To meet decarbonization goals, the United States must expand its high-voltage interstate transmission grid in addition to modernizing local electricity distribution systems, deploying resources such as solar and storage close to customers and adopting significantly more aggressive energy efficiency measures, a committee of experts said in Accelerating Decarbonization in the United States, a report released Tuesday.
Among its recommendations, the National Academies urged the Federal Energy Regulatory Commission to “expeditiously” issue pending transmission planning and cost allocation reforms. It also urged FERC to ensure wholesale power markets in all parts of the U.S. can accommodate a shift to 100% clean energy.
The National Academies’ report provides a roadmap for the U.S. to reach its net-zero carbon emissions goals by 2050 while making sure all Americans benefit from an equitable energy transition.
It builds on a report issued in 2021 that helped shape policies included in the Infrastructure Investment and Jobs Act, the CHIPS and Science Act and the Inflation Reduction Act, the National Academies said.
“Recent energy and climate policies are revolutionary and unprecedented in both scale and scope, putting the U.S. on or close to a path to zero net emissions by mid-century,” Stephen Pacala, a Princeton University professor and chair of the committee that wrote the report, said in a statement. “With so much at stake, the main challenge now is effective implementation of these policies.”
The latest report found that a lack of transmission could impede the transition away from fossil-fueled power sources.
“Studies show that without significant new transmission capacity, renewables deployment would be delayed, just as electrification of transport and heating are starting to increase demands for power,” the report’s authors said. “The net result could be increased generation by fossil electricity plants and increased national fossil emissions during the 2020s, which would make the entire effort appear to be a failure.”
A lack of new transmission capacity would also “prolong and increase the environmental injustice of exposure to dangerous particulate emissions from fossil power plants,” according to the report.
The warning about the need to expand the grid echoes a key finding in a report released this week by the International Energy Agency.

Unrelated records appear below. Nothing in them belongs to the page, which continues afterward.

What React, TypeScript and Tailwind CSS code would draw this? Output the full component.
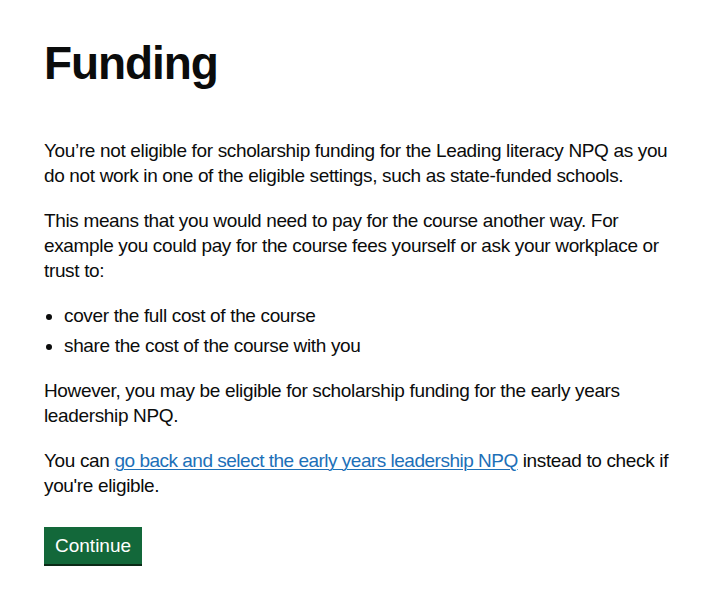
const App = () => {
  return (
    <div className="min-h-screen bg-white text-[#0b0c0c] font-['Liberation_Sans',Arial,sans-serif]">
      <main className="pl-[44px] pr-[10px] pt-[38px] pb-8">
        <div className="max-w-[660px] text-[19px] leading-[25px] tracking-[-0.35px]">
          <h1 className="mb-[50px] text-[46px] font-bold leading-[50px] tracking-[-1.1px]">
            Funding
          </h1>
          <p className="mb-5">
            You’re not eligible for scholarship funding for the Leading literacy NPQ as you
            <br />
            do not work in one of the eligible settings, such as state-funded schools.
          </p>
          <p className="mb-5">
            This means that you would need to pay for the course another way. For
            <br />
            example you could pay for the course fees yourself or ask your workplace or
            <br />
            trust to:
          </p>
          <ul className="mb-5 list-disc pl-5">
            <li className="mb-[5px]">cover the full cost of the course</li>
            <li className="mb-[5px]">share the cost of the course with you</li>
          </ul>
          <p className="mb-5">
            However, you may be eligible for scholarship funding for the early years
            <br />
            leadership NPQ.
          </p>
          <p className="mb-[29px]">
            You can{" "}
            <a
              href="#"
              className="text-[#1d70b8] tracking-[-0.5px] underline decoration-1 underline-offset-2"
            >
              go back and select the early years leadership NPQ
            </a>{" "}
            instead to check if
            <br />
            you're eligible.
          </p>
          <button className="bg-[#13683a] px-[11px] pt-[8px] pb-[8px] text-[19px] leading-[21px] tracking-normal text-white shadow-[0_2px_0_#0b2a17]">
            Continue
          </button>
        </div>
      </main>
    </div>
  );
};

export default App;
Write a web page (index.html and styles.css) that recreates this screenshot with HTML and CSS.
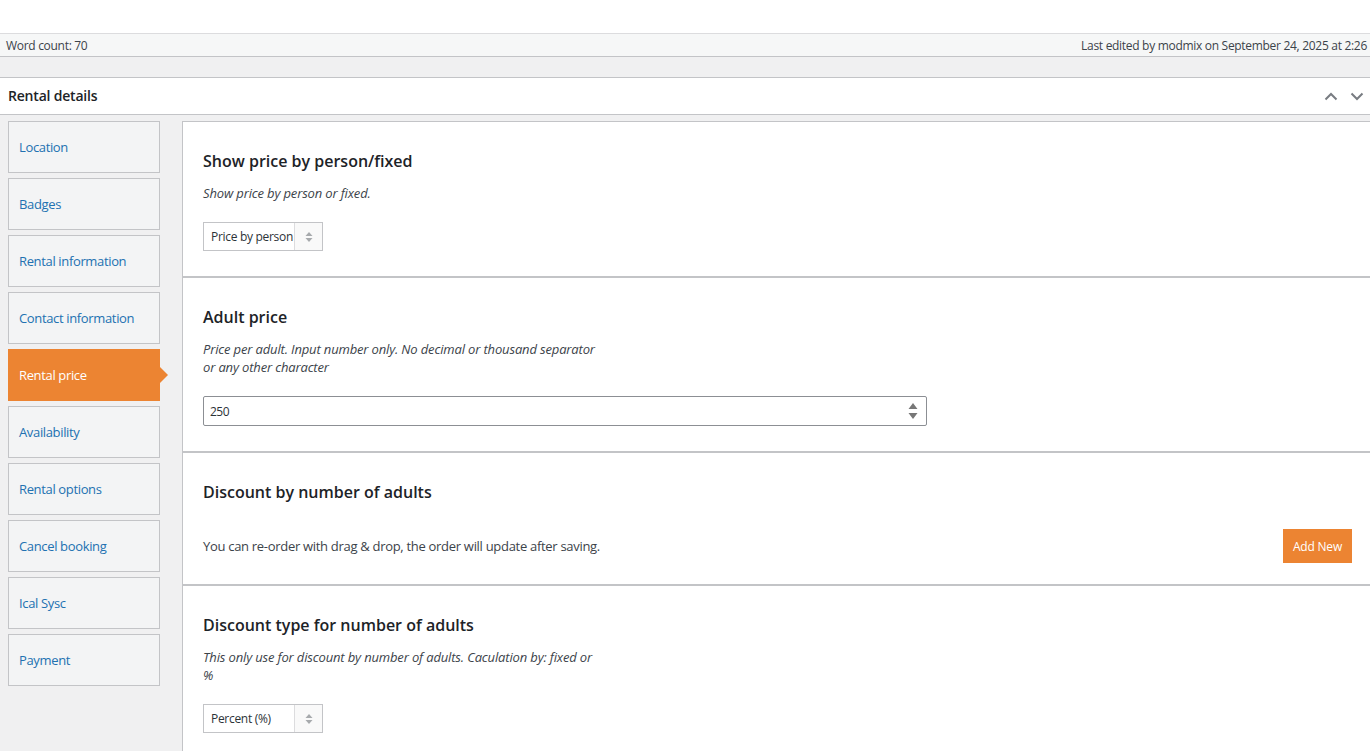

The economic opportunities of a move to zero-emissions are driven by the plunging costs of clean energy technologies over the last decade, making them at least cost competitive with fossil fuel sources in most places, the report said.
“As a result, by the early to mid-2030s, the United States could rely on wind and solar electricity generation, together with existing hydro and nuclear assets, to supply at least 80 percent of the country’s electricity demand at inflation-adjusted retail costs similar to today,” the report said.
The cost of electric vehicles is also falling, likely making many light-duty models less expensive over the next five years than ones that burn fossil fuels, according to the report.
“Thus, within the same decade, the cheapest options for new equipment in two sectors responsible for approximately 70 percent of U.S. [carbon dioxide] emissions — power generation and motor vehicles — are switching from being fossil-fuel powered to non-emitting alternatives,” the report said.
However, the authors warned that “persistent non-technological challenges” — such as market structures tilted against renewable energy, clogged interconnection queues and policy uncertainty — could limit the rollout of technically feasible and increasingly economical clean-power technologies.
Some of the report’s recommendations include:
- Congress should set a cap on power sector carbon emissions or establish a clean electricity standard to reach roughly 75% clean electricity by 2030 and net-zero emissions by 2050;
- Congress should provide incentives for transmission companies to join regional transmission organizations or participate in other coordinated wholesale markets;
- Utility regulators should provide rate options to encourage flexible demand while making sure electricity is affordable;
- States, localities and tribal governments should support the equitable deployment of distributed resources; and
- Congress should direct FERC to consider whether proposed gas pipelines and liquefied natural gas projects are needed in light of the goal to slash carbon emissions.